Paragraphically Speaking

If sentences may thought of as the bones of a story, the humble paragraph provides the muscle that gives a story strength and endurance. Artistic strength and endurance come from another source; paragraphs provide the technical construction and govern the approachability of a story. Paragraphs hold the reader’s attention during a scene and lead him to important plot points. Paragraphs provide order for description, and cohesion for exposition.

 

As far as the reader is concerned, approachability is the single most important factor in your writing. The reader wants your story to be easily understood and digestible in bite-sized chunks; part of this comes from your lexicon, but just as much of it comes from your paragraph construction. Paragraphs visually break up the text on a printed page, causing the reader to take a brief mental break from his reading and process the information just presented.

 

Matching subject breaks to paragraph breaks ease the reader’s transition. Every time the subject of a description, exposition, or dialog changes, a new paragraph should be started. Dialog provides the obvious example; paragraphs change when speakers change.
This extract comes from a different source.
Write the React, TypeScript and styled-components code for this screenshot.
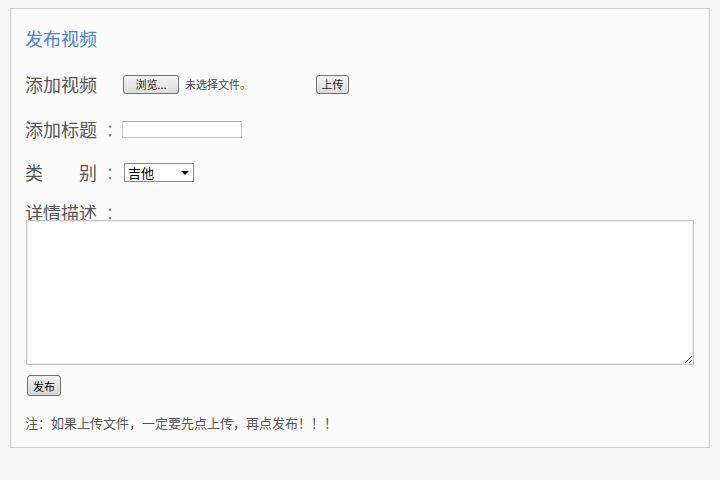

Exposition tends to break up fairly naturally as well; we are accustomed to dividing our thoughts and information processing according to subject matter. Description provides the greatest challenge for the writer, because the subject of the paragraph can be different from the various subjects of its separate sentences.

 

Paragraph subjects need to be divided into naturally discreet portions in order to avoid following a subject through several descriptions or narratives without a break. The writer may avoid this pitfall by employing one of the Rules of 4: a paragraph may devote up to four descriptive, narrative, or dialog sentences to a subject, and may mix these with up to two sentences of one other type. This rule means the paragraph breaks whenever it reaches six sentences, whether it needs to or not. This point is technically and gramatically arguable, but is employed primarily to retain the reader’s attention and promote the visual appeal of the text.

 

Lengthy paragraphs intimidate the reader and tire him out, forcing more information to be retained and processed in large bites. Counter-intuitively, paragraphs that are too small have exactly the same effect, with the added reader perception that the text is disjointed and choppy even if all of the sentence share a subject. Using a single sentence as a paragraph is usually okay, provided it occurs predominantly in dialog. The reader will forgive much and occasionally embrace short dialog exchanges, which are seen as “snappy” and “witty”.

 

Double sentences are discouraged, as readers are accustomed to finding thoughts in groups of three: premise, argument, and conclusion. The double sentence paragraphs presents only a portion of this trifecta, leaving the reader unconsciously aware that something is missing. This means it is desirable to use shorter sentences than necessary when writing description or exposition if it will extend a too-short paragraph to three to four sentences. The purpose of the paragraph construction is to present the reader with information in cohesive portions which he will recognize as such.

 

The reader is entirely at the mercy of the writer for the duration of a story. It becomes the writer’s responsibility to govern the flow of words in order to stem a deluge and stave off a drought. The reader cannot enjoy a story if he has been dried up or drowned.